Count every line that holds the string "this", then give that number alone.

* Extracted information:
────────────────────────────────────────

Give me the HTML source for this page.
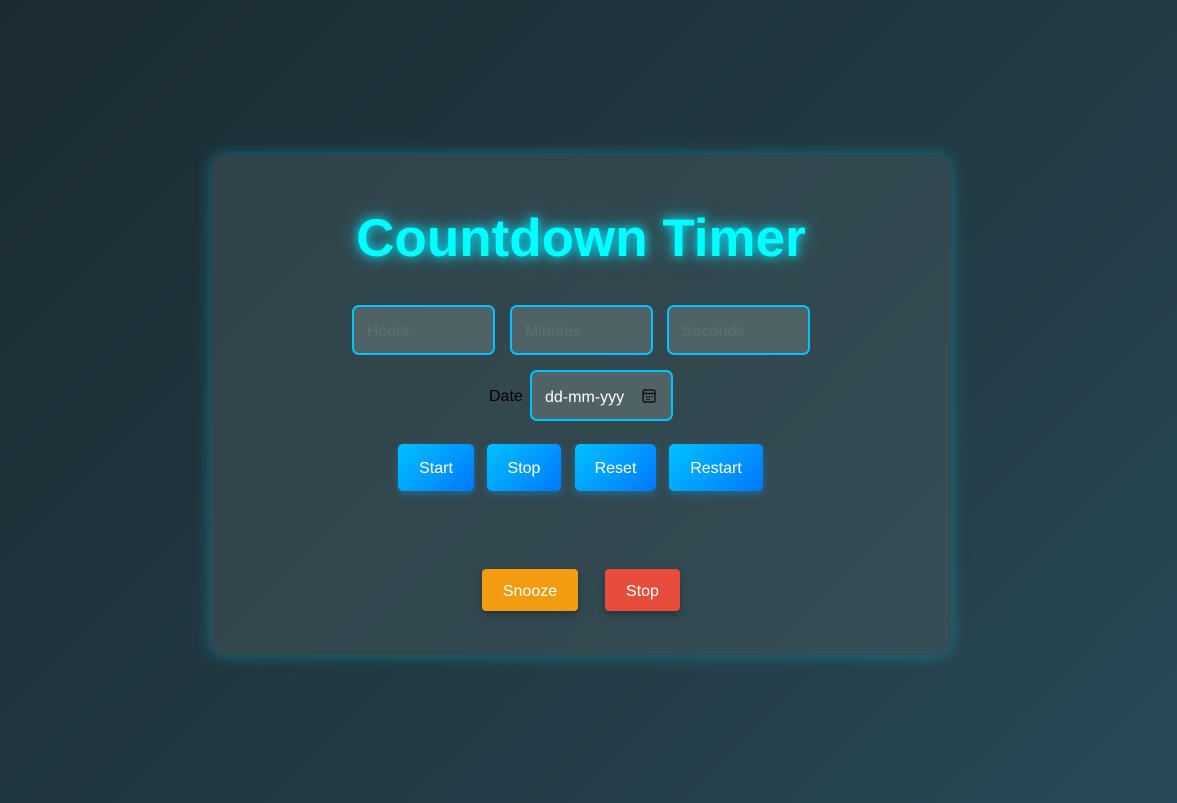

────────────────────────────────────────

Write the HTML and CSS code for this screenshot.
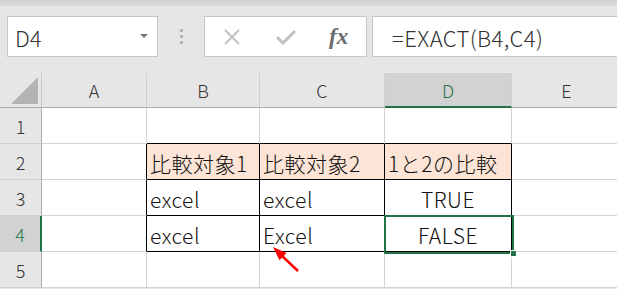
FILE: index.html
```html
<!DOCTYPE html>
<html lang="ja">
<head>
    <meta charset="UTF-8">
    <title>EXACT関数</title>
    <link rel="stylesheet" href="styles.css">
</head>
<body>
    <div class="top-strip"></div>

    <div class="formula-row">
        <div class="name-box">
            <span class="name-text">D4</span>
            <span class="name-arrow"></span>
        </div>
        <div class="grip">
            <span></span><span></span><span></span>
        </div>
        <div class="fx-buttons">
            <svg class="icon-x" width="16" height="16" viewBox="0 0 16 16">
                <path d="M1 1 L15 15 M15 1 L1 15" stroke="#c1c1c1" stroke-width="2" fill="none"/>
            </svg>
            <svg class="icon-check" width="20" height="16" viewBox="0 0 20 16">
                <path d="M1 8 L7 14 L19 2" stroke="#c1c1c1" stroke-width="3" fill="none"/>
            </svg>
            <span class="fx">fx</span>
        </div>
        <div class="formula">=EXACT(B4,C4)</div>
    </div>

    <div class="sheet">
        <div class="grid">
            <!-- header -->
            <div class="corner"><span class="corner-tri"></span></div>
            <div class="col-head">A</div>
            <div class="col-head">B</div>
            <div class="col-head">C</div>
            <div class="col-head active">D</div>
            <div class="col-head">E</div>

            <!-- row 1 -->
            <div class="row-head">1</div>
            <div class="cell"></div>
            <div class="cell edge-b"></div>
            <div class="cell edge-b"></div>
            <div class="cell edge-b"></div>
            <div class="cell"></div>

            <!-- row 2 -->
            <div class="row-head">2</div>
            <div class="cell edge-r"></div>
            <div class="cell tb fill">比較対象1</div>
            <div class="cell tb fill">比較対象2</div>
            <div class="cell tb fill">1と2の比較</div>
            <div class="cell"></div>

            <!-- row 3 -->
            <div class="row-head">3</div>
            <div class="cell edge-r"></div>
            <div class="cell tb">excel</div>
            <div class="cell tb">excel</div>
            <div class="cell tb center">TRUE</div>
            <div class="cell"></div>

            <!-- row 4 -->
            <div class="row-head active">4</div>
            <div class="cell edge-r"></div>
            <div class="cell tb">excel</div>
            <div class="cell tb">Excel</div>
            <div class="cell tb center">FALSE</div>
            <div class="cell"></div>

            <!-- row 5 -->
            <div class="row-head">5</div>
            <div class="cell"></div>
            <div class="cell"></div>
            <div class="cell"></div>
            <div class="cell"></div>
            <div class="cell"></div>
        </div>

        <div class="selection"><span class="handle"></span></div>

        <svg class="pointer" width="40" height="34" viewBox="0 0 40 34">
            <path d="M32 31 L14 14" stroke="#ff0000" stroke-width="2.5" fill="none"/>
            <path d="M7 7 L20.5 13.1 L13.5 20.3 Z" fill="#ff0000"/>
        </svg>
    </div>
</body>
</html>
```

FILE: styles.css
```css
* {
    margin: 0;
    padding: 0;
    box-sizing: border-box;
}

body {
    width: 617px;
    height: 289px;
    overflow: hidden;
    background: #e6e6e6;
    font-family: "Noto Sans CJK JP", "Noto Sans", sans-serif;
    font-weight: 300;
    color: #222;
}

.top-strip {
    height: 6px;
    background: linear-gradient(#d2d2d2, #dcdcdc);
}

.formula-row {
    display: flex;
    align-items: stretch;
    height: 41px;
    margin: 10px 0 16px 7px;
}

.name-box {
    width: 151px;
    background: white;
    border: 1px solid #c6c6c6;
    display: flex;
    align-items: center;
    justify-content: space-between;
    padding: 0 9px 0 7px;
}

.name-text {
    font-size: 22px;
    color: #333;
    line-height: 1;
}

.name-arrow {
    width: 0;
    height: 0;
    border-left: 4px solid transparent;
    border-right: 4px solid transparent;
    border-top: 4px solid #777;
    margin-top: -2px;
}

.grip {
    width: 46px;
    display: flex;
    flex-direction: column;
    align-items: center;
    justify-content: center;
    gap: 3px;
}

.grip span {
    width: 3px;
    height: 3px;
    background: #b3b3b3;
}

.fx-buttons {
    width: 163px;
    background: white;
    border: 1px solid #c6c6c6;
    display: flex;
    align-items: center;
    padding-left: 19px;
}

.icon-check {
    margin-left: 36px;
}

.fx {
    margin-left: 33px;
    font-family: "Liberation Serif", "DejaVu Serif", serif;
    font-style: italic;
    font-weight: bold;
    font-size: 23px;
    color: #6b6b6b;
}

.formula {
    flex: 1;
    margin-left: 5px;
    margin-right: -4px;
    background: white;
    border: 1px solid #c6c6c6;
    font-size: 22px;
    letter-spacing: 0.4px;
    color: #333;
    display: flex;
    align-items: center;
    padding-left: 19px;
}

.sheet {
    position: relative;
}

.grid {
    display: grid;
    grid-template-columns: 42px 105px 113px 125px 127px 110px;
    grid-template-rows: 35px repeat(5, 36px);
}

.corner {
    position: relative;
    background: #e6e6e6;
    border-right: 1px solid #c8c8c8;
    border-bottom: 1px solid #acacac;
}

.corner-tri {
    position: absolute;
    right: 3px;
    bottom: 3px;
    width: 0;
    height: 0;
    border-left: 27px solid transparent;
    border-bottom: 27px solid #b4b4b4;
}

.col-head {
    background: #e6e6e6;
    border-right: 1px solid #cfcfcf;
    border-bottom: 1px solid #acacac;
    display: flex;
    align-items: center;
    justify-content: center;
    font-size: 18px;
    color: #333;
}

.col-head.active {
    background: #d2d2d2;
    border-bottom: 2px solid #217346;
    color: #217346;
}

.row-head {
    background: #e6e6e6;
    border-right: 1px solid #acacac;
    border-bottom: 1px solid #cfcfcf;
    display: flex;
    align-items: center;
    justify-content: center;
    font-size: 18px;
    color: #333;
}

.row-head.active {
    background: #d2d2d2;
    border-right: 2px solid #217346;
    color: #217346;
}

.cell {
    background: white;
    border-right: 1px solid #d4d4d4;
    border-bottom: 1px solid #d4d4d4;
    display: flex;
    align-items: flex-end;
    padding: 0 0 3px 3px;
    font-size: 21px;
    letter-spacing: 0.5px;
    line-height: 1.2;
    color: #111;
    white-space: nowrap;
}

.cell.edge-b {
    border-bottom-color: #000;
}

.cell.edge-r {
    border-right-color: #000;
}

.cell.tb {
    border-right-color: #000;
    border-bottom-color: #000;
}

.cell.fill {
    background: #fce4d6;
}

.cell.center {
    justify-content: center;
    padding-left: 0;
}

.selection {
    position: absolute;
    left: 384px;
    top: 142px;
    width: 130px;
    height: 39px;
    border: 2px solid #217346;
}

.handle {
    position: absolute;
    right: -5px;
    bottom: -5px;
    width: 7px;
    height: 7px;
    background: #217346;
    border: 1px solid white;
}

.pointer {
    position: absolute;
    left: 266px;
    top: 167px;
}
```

────────────────────────────────────────

* Task output: 2